Si les contraintes du tempo ne semblent pas gêner l’orchestre et le chœur qui répondent avec fidélité à la moindre sollicitation du chef, particulièrement interventionniste, il est possible qu’il ait contraint les quatre solistes à sortir de leur zone de confort, en particulier les voix féminines qui souffrent de ne pouvoir trouver le temps de se projeter pleinement et de s’épanouir. Le plateau vocal, composé d’Oriana Favaro (soprano), Guadalupe Barrientos (mezzo-soprano), Santiago Ballerini (ténor) et Lucas Debevec Mayer (basse) est à 100% argentin. La présence de ces deux chanteuses, acclamées à juste titre lors de récents spectacles, paraissait prometteuse mais déçoit un peu. La voix claire et limpide de la soprano est volubile, charpentée par un vibrato un peu serré mais stable et élégant. L’exécution des effets, saine, manifeste un potentiel expressif trop peu ressenti et sous-exploité (Lux Æterna). L’assurance et la chaleur de sa collègue mezzo-soprano rassurent mais ses accents chatoyants et délicats ne servent pas suffisamment l’élan et le dépassement de soi. Parfois couvertes par l’orchestre, les projections des voix féminines manquent singulièrement de corps et de volume, d’assise et de verticalité, surtout depuis le fond de la salle (d'où l'orgue caché dans une loge mitoyenne de la scène est invisible et pour ainsi dire inaudible). L’élégance de leur duo (où leurs timbres s’accordent pleinement) et leur mariage vocal avec les voix masculines dans le Sanctus sont de rares moments de grâce et d’équilibre, même si là encore les reliefs des croisements auraient pu être optimisés du point de vue des volumes, trop peu en concurrence dans leur jeu d’enlacements.
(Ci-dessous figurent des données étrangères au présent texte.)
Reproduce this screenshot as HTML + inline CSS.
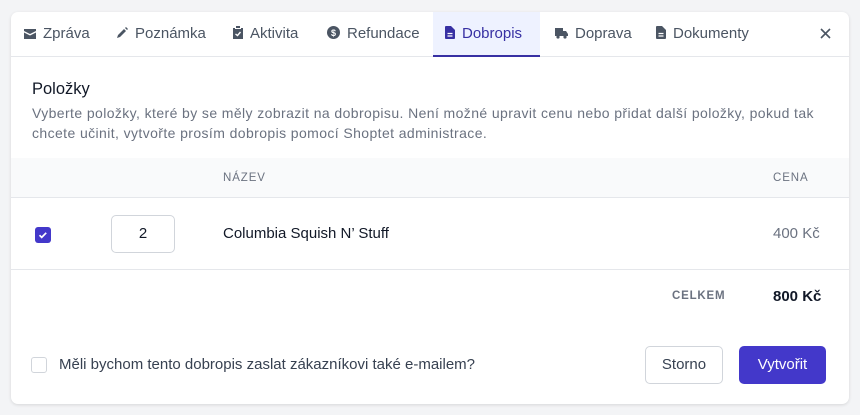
<!DOCTYPE html>
<html><head><meta charset="utf-8"><style>
*{box-sizing:border-box;margin:0;padding:0}
body{width:860px;height:415px;background:#f3f4f6;font-family:"Liberation Sans",sans-serif;color:#111827;position:relative;overflow:hidden}
.card{position:absolute;left:11px;top:12px;width:838px;height:392px;background:#fff;border-radius:7px;box-shadow:0 1px 3px rgba(0,0,0,.12)}
.tabs{position:absolute;left:0;top:0;width:838px;height:45px;border-bottom:1px solid #e5e7eb}
.tab{position:absolute;top:0;height:45px;line-height:44px;font-size:15px;color:#4b5563;white-space:nowrap}
.tab svg{display:inline-block;vertical-align:-1px;margin-right:7px}
.tab.act{background:#eef2ff;color:#3730a3;border-bottom:2px solid #3730a3;padding:0 12px}
.abs{position:absolute;white-space:nowrap}
</style></head><body>
<div class="card">
<div class="tabs">
 <div class="tab" style="left:13px"><svg width="12" height="10" viewBox="0 0 12 10"><path d="M0 0h12v2L6 5 0 2z M0 3.5l6 3 6-3V10H0z" fill="#4b5563"/></svg>Zpráva</div>
 <div class="tab" style="left:105px"><svg width="12" height="12" viewBox="0 0 12 12"><path d="M1 11l1-3 6-6 2 2-6 6z M9 1l1-1 2 2-1 1z" fill="#4b5563"/></svg>Poznámka</div>
 <div class="tab" style="left:222px"><svg width="10" height="13" viewBox="0 0 10 13"><path d="M0 2h2v1h6V2h2v11H0z M3 0h4v2H3z" fill="#4b5563"/><path d="M2.5 8l2 1.5 3-3.5" stroke="#fff" stroke-width="1.4" fill="none"/></svg>Aktivita</div>
 <div class="tab" style="left:316px"><svg width="13" height="13" viewBox="0 0 13 13"><circle cx="6.5" cy="6.5" r="6.5" fill="#4b5563"/><text x="6.5" y="10" font-size="9" font-weight="bold" text-anchor="middle" fill="#fff" font-family="Liberation Sans">$</text></svg>Refundace</div>
 <div class="tab act" style="left:422px;width:107px"><svg width="10" height="13" viewBox="0 0 10 13"><path d="M0 1q0-1 1-1h5l4 4v8q0 1-1 1H1q-1 0-1-1z" fill="#3730a3"/><path d="M2.5 7.5h5M2.5 10h5" stroke="#fff" stroke-width="1.2"/></svg>Dobropis</div>
 <div class="tab" style="left:544px"><svg width="13" height="12" viewBox="0 0 13 12"><path d="M0 1h8v8H0z M8 4h3l2 3v2H8z" fill="#4b5563"/><circle cx="3" cy="10" r="1.6" fill="#4b5563"/><circle cx="10" cy="10" r="1.6" fill="#4b5563"/></svg>Doprava</div>
 <div class="tab" style="left:645px"><svg width="10" height="13" viewBox="0 0 10 13"><path d="M0 1q0-1 1-1h5l4 4v8q0 1-1 1H1q-1 0-1-1z" fill="#4b5563"/><path d="M2.5 7.5h5M2.5 10h5" stroke="#fff" stroke-width="1.2"/></svg>Dokumenty</div>
 <svg class="abs" style="left:809px;top:16px" width="11" height="11" viewBox="0 0 11 11"><path d="M1 1l9 9M10 1l-9 9" stroke="#4b5563" stroke-width="1.6"/></svg>
</div>
<div class="abs" style="left:21px;top:68px;font-size:16.5px;color:#111827">Položky</div>
<div class="abs" style="left:21px;top:91px;font-size:14px;letter-spacing:.4px;color:#6b7280;line-height:20px">Vyberte položky, které by se měly zobrazit na dobropisu. Není možné upravit cenu nebo přidat další položky, pokud tak<br>chcete učinit, vytvořte prosím dobropis pomocí Shoptet administrace.</div>
<div class="abs" style="left:0;top:146px;width:838px;height:40px;background:#f9fafb;border-bottom:1px solid #e5e7eb"></div>
<div class="abs" style="left:212px;top:160px;font-size:11.5px;letter-spacing:.9px;color:#6b7280">NÁZEV</div>
<div class="abs" style="left:762px;top:160px;font-size:11.5px;letter-spacing:.9px;color:#6b7280">CENA</div>
<div class="abs" style="left:24px;top:215px;width:16px;height:16px;border-radius:3px;background:#4338ca"><svg width="16" height="16" viewBox="0 0 16 16"><path d="M4.5 8.2l2.2 2.2 4.5-4.6" stroke="#fff" stroke-width="1.7" fill="none"/></svg></div>
<div class="abs" style="left:100px;top:203px;width:64px;height:38px;border:1px solid #d1d5db;border-radius:5px;text-align:center;line-height:36px;font-size:15px">2</div>
<div class="abs" style="left:212px;top:213px;font-size:15px">Columbia Squish N’ Stuff</div>
<div class="abs" style="left:762px;top:213px;font-size:15px;color:#6b7280">400 Kč</div>
<div class="abs" style="left:0;top:257px;width:838px;height:1px;background:#e5e7eb"></div>
<div class="abs" style="left:661px;top:278px;font-size:11.5px;font-weight:bold;letter-spacing:.8px;color:#6b7280">CELKEM</div>
<div class="abs" style="left:762px;top:276px;font-size:15px;font-weight:bold">800 Kč</div>
<div class="abs" style="left:20px;top:345px;width:16px;height:16px;border:1px solid #d1d5db;border-radius:3px"></div>
<div class="abs" style="left:48px;top:344px;font-size:15px;color:#374151">Měli bychom tento dobropis zaslat zákazníkovi také e-mailem?</div>
<div class="abs" style="left:634px;top:334px;width:78px;height:38px;border:1px solid #d1d5db;border-radius:5px;text-align:center;line-height:36px;font-size:15px;color:#374151">Storno</div>
<div class="abs" style="left:728px;top:334px;width:87px;height:38px;background:#4338ca;border-radius:5px;text-align:center;line-height:38px;font-size:15px;color:#fff">Vytvořit</div>
</div>
</body></html>
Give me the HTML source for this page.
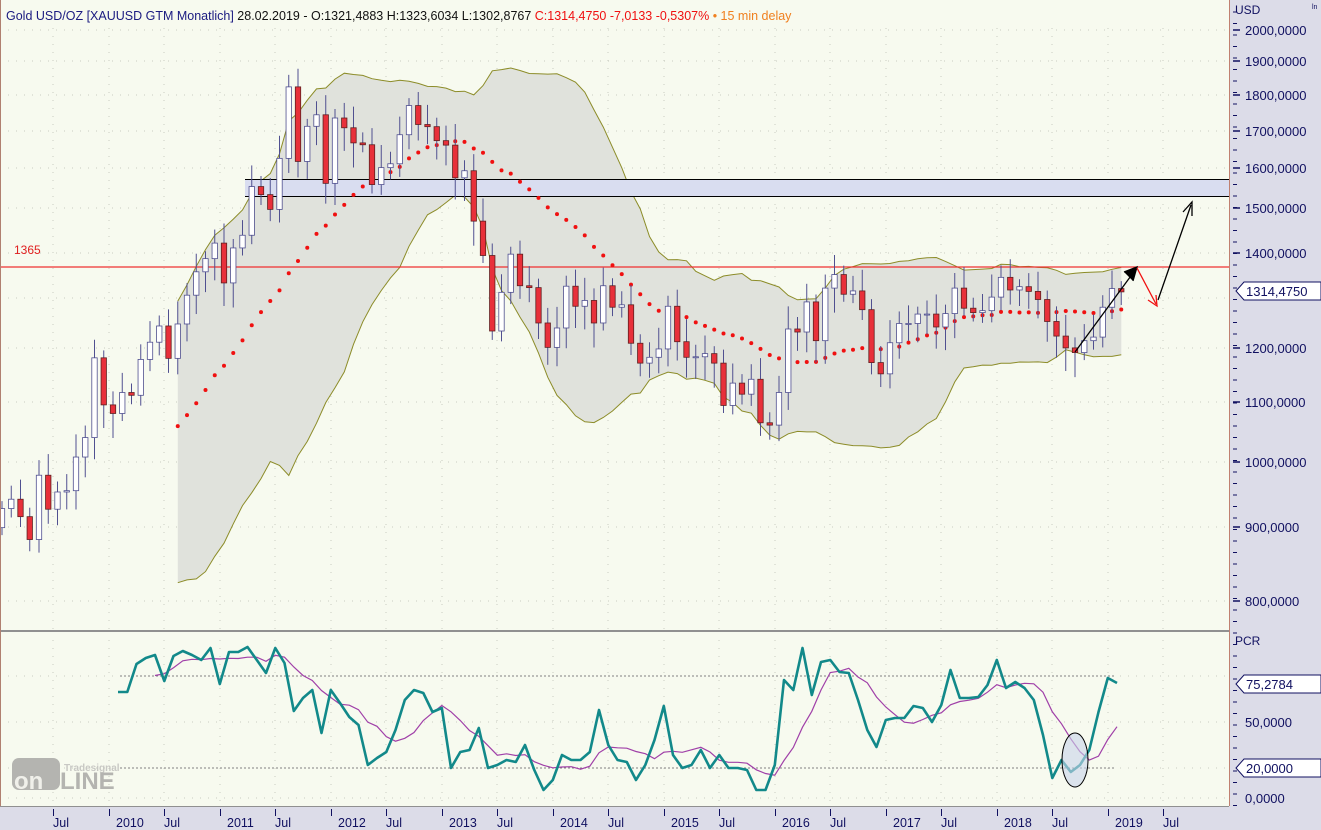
<!DOCTYPE html>
<html><head><meta charset="utf-8"><style>
html,body{margin:0;padding:0;background:#f7faef;}
svg{display:block;font-family:"Liberation Sans",Tahoma,sans-serif;}
</style></head><body>
<svg id="s" width="1321" height="830" xmlns="http://www.w3.org/2000/svg">
<rect x="0" y="0" width="1321" height="830" fill="#f7faef"/>
<g id="grid"></g>
<g id="bands"></g>
<rect x="245" y="179" width="984" height="17" fill="#d9ddf0"/>
<line x1="245" y1="179.5" x2="1229" y2="179.5" stroke="#000"/>
<line x1="245" y1="196.5" x2="1229" y2="196.5" stroke="#000"/>
<line x1="0" y1="267" x2="1229" y2="267" stroke="#f03030" stroke-width="1.3"/>
<text x="14" y="254" font-size="12" fill="#e02020">1365</text>
<g id="dots"></g>
<g id="candles"></g>
<g stroke="#000" stroke-width="1.3" fill="none">
<line x1="1075" y1="352" x2="1136" y2="269"/>
<polyline points="1124,272 1137,267 1133,281" fill="#000"/>
<line x1="1158" y1="300" x2="1191" y2="205"/>
<polyline points="1183,212 1192,202 1192,216"/>
</g>
<g stroke="#f01010" stroke-width="1.3" fill="none">
<line x1="1137" y1="268" x2="1156" y2="304"/>
<polyline points="1148,300 1157,306 1156,295"/>
</g>
<rect x="0" y="630" width="1229" height="2" fill="#909090"/>
<line x1="0.5" y1="0" x2="0.5" y2="806" stroke="#b08070"/>
<g id="lower"></g>
<ellipse cx="1075" cy="760" rx="13" ry="27" fill="#c8d4ea" fill-opacity="0.6" stroke="#000" stroke-width="1"/>
<rect x="1229" y="0" width="92" height="830" fill="#dcdce8"/>
<line x1="1229.5" y1="0" x2="1229.5" y2="806" stroke="#c08070"/>
<rect x="0" y="806" width="1229" height="24" fill="#dcdce8"/>
<line x1="0" y1="806.5" x2="1229" y2="806.5" stroke="#909090"/>
<g id="axis" fill="#101060" font-size="13"></g>
<text x="1235" y="14" font-size="12" fill="#101060">USD</text>
<text x="1235" y="645" font-size="12" fill="#101060">PCR</text>
<text x="1312" y="9" font-size="7" fill="#101060">ln</text>
<text x="6" y="20" font-size="12.5"><tspan fill="#1a1a80">Gold USD/OZ [XAUUSD GTM Monatlich]</tspan><tspan fill="#111"> 28.02.2019 - O:1321,4883 H:1323,6034 L:1302,8767 </tspan><tspan fill="#f01010">C:1314,4750 -7,0133 -0,5307% </tspan><tspan fill="#f08020">• 15 min delay</tspan></text>
<g>
<rect x="12" y="758" width="48" height="32" rx="7" fill="#b4b4b0"/>
<text x="64" y="771" font-size="10" font-weight="bold" fill="#c8c8c4">Tradesignal</text>
<text x="14" y="789" font-size="24" font-weight="bold" fill="#f0f0ea">on</text>
<text x="60" y="789" font-size="24" font-weight="bold" fill="#b4b4b0">LINE</text>
</g>
</svg>
<script>
const NS="http://www.w3.org/2000/svg";
function el(p,t,a,txt){const e=document.createElementNS(NS,t);for(const k in a)e.setAttribute(k,a[k]);if(txt!=null)e.textContent=txt;document.getElementById(p).appendChild(e);return e;}
const Y=p=>462-623*Math.log(p/1000);
const X=i=>113+(i-12)*9.25;
const C=[928,942,916,883,979,927,953,955,1008,1040,1182,1096,
1081,1118,1113,1179,1212,1244,1181,1248,1307,1357,1386,1421,
1333,1410,1439,1556,1536,1500,1628,1826,1620,1714,1746,1564,
1737,1710,1669,1664,1561,1604,1614,1691,1772,1719,1713,1675,
1663,1578,1596,1472,1393,1234,1313,1396,1327,1323,1250,1202,
1240,1326,1284,1296,1250,1327,1282,1287,1210,1172,1183,1199,
1284,1213,1183,1184,1190,1172,1095,1135,1115,1142,1065,1061,
1118,1238,1232,1293,1215,1322,1351,1309,1316,1277,1173,1152,
1211,1249,1249,1268,1268,1242,1269,1322,1280,1271,1275,1303,
1345,1318,1325,1315,1298,1253,1224,1201,1192,1215,1222,1282,1321,1314];
const ticks=[53,109,164,220,275,331,386,442,497,553,608,664,719,775,830,886,941,997,1052,1108,1163];
const labs=["Jul","2010","Jul","2011","Jul","2012","Jul","2013","Jul","2014","Jul","2015","Jul","2016","Jul","2017","Jul","2018","Jul","2019","Jul"];
ticks.forEach((x,i)=>{
 el("grid","line",{x1:x,y1:28,x2:x,y2:630,stroke:"#c8ccc0","stroke-dasharray":"1 7"});
 el("grid","line",{x1:x,y1:640,x2:x,y2:806,stroke:"#c8ccc0","stroke-dasharray":"1 7"});
 el("axis","line",{x1:x+0.5,y1:809,x2:x+0.5,y2:816,stroke:"#101060"});
 el("axis","text",{x:x+(labs[i]=="Jul"?0:7),y:827,"font-size":12.5},labs[i]);
});
const lv=[[2000,30],[1900,61],[1800,95],[1700,131],[1600,168],[1500,208],[1400,253],[1300,298],[1200,348],[1100,402],[1000,462],[900,527],[800,601]];
lv.forEach(([p,y])=>{
 el("grid","line",{x1:0,y1:y,x2:1229,y2:y,stroke:"#c8ccc0","stroke-dasharray":"1 7"});
 if(p!=1300){el("axis","line",{x1:1233,y1:y,x2:1240,y2:y,stroke:"#101060","stroke-width":1.5});
 el("axis","text",{x:1245,y:y+5},String(p)+",0000");}
});
for(let y=12;y<806;y+=11.5){el("axis","line",{x1:1233,y1:y,x2:1237,y2:y,stroke:"#101060"});}
[676,722,768,798].forEach(y=>el("grid","line",{x1:0,y1:y,x2:1229,y2:y,stroke:"#c8ccc0","stroke-dasharray":"1 7"}));
el("grid","line",{x1:120,y1:676,x2:1115,y2:676,stroke:"#808080","stroke-dasharray":"2 2"});
el("grid","line",{x1:120,y1:768,x2:1115,y2:768,stroke:"#808080","stroke-dasharray":"2 2"});
el("axis","text",{x:1245,y:727},"50,0000");
el("axis","text",{x:1245,y:803},"0,0000");
function tag(y,t){el("axis","path",{d:`M1236 ${y} l8 -9 h77 v18 h-77 z`,fill:"#fff",stroke:"#101060"});el("axis","text",{x:1246,y:y+5},t);}
tag(291,"1314,4750");tag(684,"75,2784");tag(768,"20,0000");
const N=20,mid=[],up=[],lo=[];
for(let i=N-1;i<C.length;i++){const s=C.slice(i-N+1,i+1);const m=s.reduce((a,b)=>a+b)/N;const sd=Math.sqrt(s.reduce((a,b)=>a+(b-m)**2,0)/N);mid.push([X(i),Y(m)]);up.push([X(i),Y(m+2*sd)]);lo.push([X(i),Y(m-2*sd)]);}
const ptxt=a=>a.map(p=>p[0].toFixed(1)+","+p[1].toFixed(1)).join(" ");
el("bands","polygon",{points:ptxt(up)+" "+ptxt(lo.slice().reverse()),fill:"#e0e2dc",stroke:"none"});
el("bands","polyline",{points:ptxt(up),fill:"none",stroke:"#8c8c28","stroke-width":1});
el("bands","polyline",{points:ptxt(lo),fill:"none",stroke:"#8c8c28","stroke-width":1});
mid.forEach(p=>el("dots","circle",{cx:p[0],cy:p[1],r:2,fill:"#f01010"}));
let prev=900;
C.forEach((c,i)=>{const o=prev;prev=c;const x=X(i);const hi=Math.max(o,c)*(1+0.012+((i*37)%11)/400),lw=Math.min(o,c)*(1-0.012-((i*53)%13)/450);
 el("candles","line",{x1:x,y1:Y(hi),x2:x,y2:Y(lw),stroke:"#505090"});
 const t=Y(Math.max(o,c)),b=Y(Math.min(o,c));
 el("candles","rect",{x:x-2.7,y:t,width:5.4,height:Math.max(1,b-t),fill:c>=o?"#fff":"#e8303a",stroke:c>=o?"#505090":"#602020","stroke-width":0.8});
});
const P=[692,692,664,658,655,681,656,651,655,660,648,684,652,652,647,660,673,648,663,711,698,690,733,690,703,717,725,765,758,752,730,700,690,693,712,708,768,752,750,728,768,765,760,762,745,770,790,780,755,760,760,752,710,745,760,762,780,765,740,706,755,768,765,750,768,755,768,768,770,790,790,765,680,690,648,695,662,660,672,673,700,730,747,720,718,718,706,708,722,705,670,698,698,697,685,660,688,682,688,700,735,778,760,772,765,750,712,678,683];
const pp=P.map((y,i)=>[118+i*9.25,y]);
const sm=[];for(let i=4;i<P.length;i++){let s=0;for(let k=0;k<6;k++)s+=P[Math.max(0,i-k)];sm.push([118+i*9.25,s/6]);}
el("lower","polyline",{points:ptxt(sm),fill:"none",stroke:"#a040a8","stroke-width":1.2});
el("lower","polyline",{points:ptxt(pp),fill:"none",stroke:"#12898a","stroke-width":2.6,"stroke-linejoin":"round"});
</script>
</body></html>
Les messieurs tirent relativement mieux leur épingle du jeu. M. Ballerini a pour lui la clarté du timbre, une expressivité convenable, un phrasé agréable et une diction correcte mais là aussi des problèmes, plus ponctuels, liés au volume ne lui permettent pas toujours de mettre suffisamment en avant ses qualités. M. Debevec Mayer enfin, impressionne par ses facultés d'articulation et de respiration. Le timbre est beau, gras et chaud, l’émission puissante et la diction clairement audible. Si la plupart de ses interventions sont convaincantes, cette solide voix de basse ne semble cependant pas à son aise en abordant son Tuba Mirum, les notes les plus graves lui faisant perdre un peu de sérénité.
La performance remarquée de ce grand corps vocal expérimenté qu’est le chœur permanent du Teatro Colón (dirigé par Miguel Martinez) fait de lui le triomphateur de la soirée (le seul à recevoir des acclamations particulièrement nourries du public). Le Lacrimosa dies est un morceau de bravoure où les membres du chœur attestent de leur virtuosité individuelle, maîtrise en groupe des rythmes et des volumes (Qua resurget ex favilla/Judicandus homo reus—Quand renaîtra de ses cendres/L’homme coupable pour être jugé). Le jeu de ralentissement opéré par le chœur des femmes en particulier redonne toute la solennité attendue. L’injonction Dona eis requiem! (Donne-leur le repos !) est aussi l’occasion de redonner à l’ensemble de l’exécution une justesse de rythme plus adéquate. L’Agnus Dei témoigne d’une homogénéité finale entre le chœur et l’orchestre quand le Lux Æterna marque du sceau de la dextérité l’articulation entre les musiciens de l’orchestre et le chœur.
Ce concert génère enfin une déception (et non des moindres). Quelques mots au sujet de la tragédie de Notre-Dame de Paris, temple de la musique sacrée s’il en est, n’auraient pas été déplacés et auraient permis à ce Requiem de contribuer au deuil de celles et ceux qui, nombreux à Buenos Aires, connaissaient la fameuse Cathédrale.